Bakınız: Soğuk savaş döneminde öyleydi. 12 Mart ve 12 Eylül darbelerinde CIA-Gladio vardı. ABD’nin hedefi-amacı belliydi.

Peki, bugünkü Ergenekon’un altında/arkasında CIA olabilir mi?

Sorunun yanıtını soru ile vermemiz gerekiyor: ABD’nin bölgedeki Kürt politikası belli; AKP’ye bakışı belli; Yeni Dünya Düzeni’nin hedefi belli; diğer yanda Ergenekoncuların da sözde hedefleri belli; o halde?

Üstelik Ergenekon’a karşı savaş açan dinci-liberal takımının ABD-AB ilişkileri de malum.

Gladio bugün; Ergenekoncuların mı, yoksa güya Ergenekonculara savaş açmış gibi görünüp Kemalist Cumhuriyet’i yıkmayı amaçlayan Neo-Ergenekoncuların mı arkasında? Sorunun yanıtını "Gladionun Babası" ABD’nin dış politikalarına bakarak yanıtlayabilirsiniz.

Bugün ortaya çıkarılan Ergenekon’un gladio olduğunu söylemek zor. Ancak gladiodan kötü bir anlayışı devraldığını söylemek zorundayız.

Peki, bugün ortaya çıkan Ergenekon nedir?

Ergenekon devlet içindeki çetedir. Yereldir; yani uluslararası bağlantıları yoktur.

Bakınız: PKK terör örgütüne karşı Türk Silahlı Kuvvetleri büyük bir mücadele vermektedir. Ancak terör örgütüyle mücadelede, kendini herkesten çok "kahraman" ve "milliyetçi" gören bazı kişiler hukuk dışı yollara sapmışlardır. Ergenekon, devlet içinde çeteleşmiş ve kişisel çıkar peşinde olan mafyadır.

Neo-Ergenekoncular aksi görüştedir. Onlara göre, Ergenekon salt bir çete değil, bir devlet örgütlenmesidir. Kanunsuzluğunu TSK’dan aldığı güçle yapmaktadır. Amacı darbe yaparak AKP’yi yıkmaktır.
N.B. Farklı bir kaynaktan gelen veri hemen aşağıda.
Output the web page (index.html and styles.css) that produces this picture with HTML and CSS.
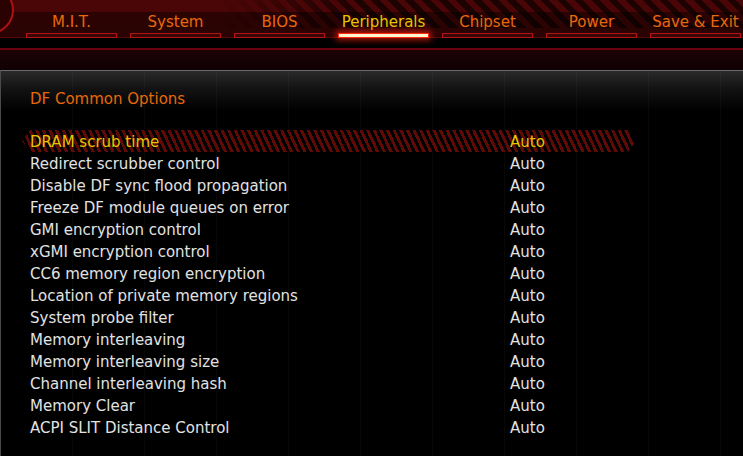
FILE: index.html
```html
<!DOCTYPE html>
<html lang="en">
<head>
  <meta charset="UTF-8" />
  <title>Peripherals — DF Common Options</title>
  <link rel="stylesheet" href="styles.css">
</head>
<body>
  <header class="topbar">
    <div class="logo"></div>
    <nav class="tabs">
      <div class="tab"><span>M.I.T.</span><i class="bar"></i></div>
      <div class="tab"><span>System</span><i class="bar"></i></div>
      <div class="tab"><span>BIOS</span><i class="bar"></i></div>
      <div class="tab active"><span>Peripherals</span><i class="bar"></i></div>
      <div class="tab"><span>Chipset</span><i class="bar"></i></div>
      <div class="tab"><span>Power</span><i class="bar"></i></div>
      <div class="tab"><span>Save &amp; Exit</span><i class="bar"></i></div>
    </nav>
  </header>
  <div class="spacer"></div>
  <div class="redline"></div>
  <div class="haze"></div>

  <main class="panel">
    <h1 class="title">DF Common Options</h1>
    <ul class="options">
      <li class="row selected"><span>DRAM scrub time</span><span>Auto</span></li>
      <li class="row"><span>Redirect scrubber control</span><span>Auto</span></li>
      <li class="row"><span>Disable DF sync flood propagation</span><span>Auto</span></li>
      <li class="row"><span>Freeze DF module queues on error</span><span>Auto</span></li>
      <li class="row"><span>GMI encryption control</span><span>Auto</span></li>
      <li class="row"><span>xGMI encryption control</span><span>Auto</span></li>
      <li class="row"><span>CC6 memory region encryption</span><span>Auto</span></li>
      <li class="row"><span>Location of private memory regions</span><span>Auto</span></li>
      <li class="row"><span>System probe filter</span><span>Auto</span></li>
      <li class="row"><span>Memory interleaving</span><span>Auto</span></li>
      <li class="row"><span>Memory interleaving size</span><span>Auto</span></li>
      <li class="row"><span>Channel interleaving hash</span><span>Auto</span></li>
      <li class="row"><span>Memory Clear</span><span>Auto</span></li>
      <li class="row"><span>ACPI SLIT Distance Control</span><span>Auto</span></li>
    </ul>
  </main>
</body>
</html>
```

FILE: styles.css
```css
:root {
  --orange: #e8680c;
  --yellow: #e8c400;
  --text: #e2e2e2;
  --red: #8c0a0a;
}

* {
  box-sizing: border-box;
  margin: 0;
  padding: 0;
}

html, body {
  width: 743px;
  height: 456px;
  overflow: hidden;
  background: #000;
  font-family: "DejaVu Sans", sans-serif;
}

/* Top tab strip */
.topbar {
  position: relative;
  height: 38px;
  background: linear-gradient(180deg, #4a0606 0, #4a0606 12px, #2c0303 12px, #2a0303 100%);
  border-bottom: 1px solid #5c0606;
}
.topbar::before {
  /* diagonal stripes fading in on the right */
  content: "";
  position: absolute;
  left: 0;
  right: 0;
  top: 0;
  height: 28px;
  background: repeating-linear-gradient(45deg, rgba(0,0,0,0) 0 6px, rgba(0,0,0,0.6) 6px 12px);
  -webkit-mask-image: linear-gradient(90deg, transparent 0, transparent 220px, #000 360px);
  mask-image: linear-gradient(90deg, transparent 0, transparent 220px, #000 360px);
}

.logo {
  position: absolute;
  left: -34px;
  top: -14px;
  width: 48px;
  height: 48px;
  border-radius: 50%;
  border: 2px solid #b01010;
  background: #2a0202;
  z-index: 2;
}

.tabs {
  position: relative;
  z-index: 1;
  display: flex;
  gap: 13px;
  padding-left: 26px;
  padding-top: 10px;
}
.tab {
  width: 91px;
  display: flex;
  flex-direction: column;
  align-items: center;
}
.tab span {
  font-size: 15px;
  line-height: 22px;
  height: 23px;
  padding-top: 1px;
  color: var(--orange);
  white-space: nowrap;
}
.tab .bar {
  display: block;
  width: 100%;
  height: 5px;
  background: #3a0505;
  border: 1px solid #b01414;
}
.tab.active span {
  color: var(--yellow);
}
.tab.active .bar {
  background: #fff6d0;
  border-color: #ff2a10;
  box-shadow: 0 0 6px 2px rgba(255, 30, 10, 0.7);
}

.spacer {
  height: 10px;
}
.redline {
  height: 2px;
  background: #6c0010;
}
.haze {
  height: 20px;
  background: linear-gradient(180deg, #1c0206 0, #100104 100%);
}

/* Settings panel */
.panel {
  height: 386px;
  border-top: 1px solid #6a6a6a;
  border-left: 1px solid #4a4a4a;
  padding: 16px 0 0 29px;
  background:
    repeating-linear-gradient(90deg, rgba(255,255,255,0) 0 71px, rgba(255,255,255,0.03) 71px 72px),
    linear-gradient(180deg, #2a2a2a 0, #121212 18px, #000 40px);
}

.title {
  font-size: 15px;
  font-weight: normal;
  line-height: 20px;
  padding-top: 2px;
  height: 20px;
  color: var(--orange);
}

.options {
  list-style: none;
  margin-top: 23px;
}
.row {
  position: relative;
  display: grid;
  grid-template-columns: 480px 1fr;
  height: 22px;
  line-height: 22px;
  font-size: 15px;
  color: var(--text);
}
.row span {
  position: relative;
  top: 1px;
}
.row.selected {
  color: var(--yellow);
}
.row.selected::before {
  content: "";
  position: absolute;
  left: -8px;
  top: 0;
  width: 614px;
  height: 22px;
  background: repeating-linear-gradient(65deg, #000 0 3px, #5e0a06 3px 6px);
  clip-path: polygon(8px 0, calc(100% - 8px) 0, 100% 50%, calc(100% - 8px) 100%, 8px 100%, 0 50%);
}
```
Devletle, TSK ile hesaplaşmadan bu sorunun ortadan kalkamayacağı görüşündedirler.

Siz hangi gruba dahilsiniz!

Şaka bir yana, Türkiye’de yıllardır yapılan ilkel soruşturma Ergenekon’da da karşımıza çıktı: Delilden sonuca gidileceğine, sonuçtan delile gidildi.

Daha soruşturma aşamasında, ortada kamuoyunu ikna edecek bir delil bile yokken; yıllarca kontrgerillayla mücadele edenler-kontrgerillanın hedefi olan aydınlar, gazeteciler, akademisyenler "Ergenekoncu" olarak kamuoyu önüne çıkarıldı.

Cumhuriyet mitinglerine katılanlar, Atatürkçü Düşünce Derneği, Çağdaş Yaşamı Destekleme Derneği darbeci yapıldı! Türkiye’deki tüm AKP muhaliflerine "Ergenekon Çetesi" yaftası vuruldu.

Yandaş medyanın hukuku hiçe sayan fütursuz yayınları çok kişiyi rahatsız etti.

Aslında bu çevrelerin amacı, Ergenekon’u aydınlatmak değildi. Ergenekon sadece araçtı. Amaç, ulus devleti yıkıp "renkli devrimin" yolunu açmaktı.

Ergenekoncuların aksine Neo-Ergenekoncular yerel değildir.

Neyse. Artık hukuksal süreç başladı.

Türkiye çete kamburundan kurtulmalıdır. Umarız dava terörün, siyasetin ve Neo-Ergenekoncuların gölgesinde kalmaz.

Çünkü hukuk bir gün herkese lazım olacaktır.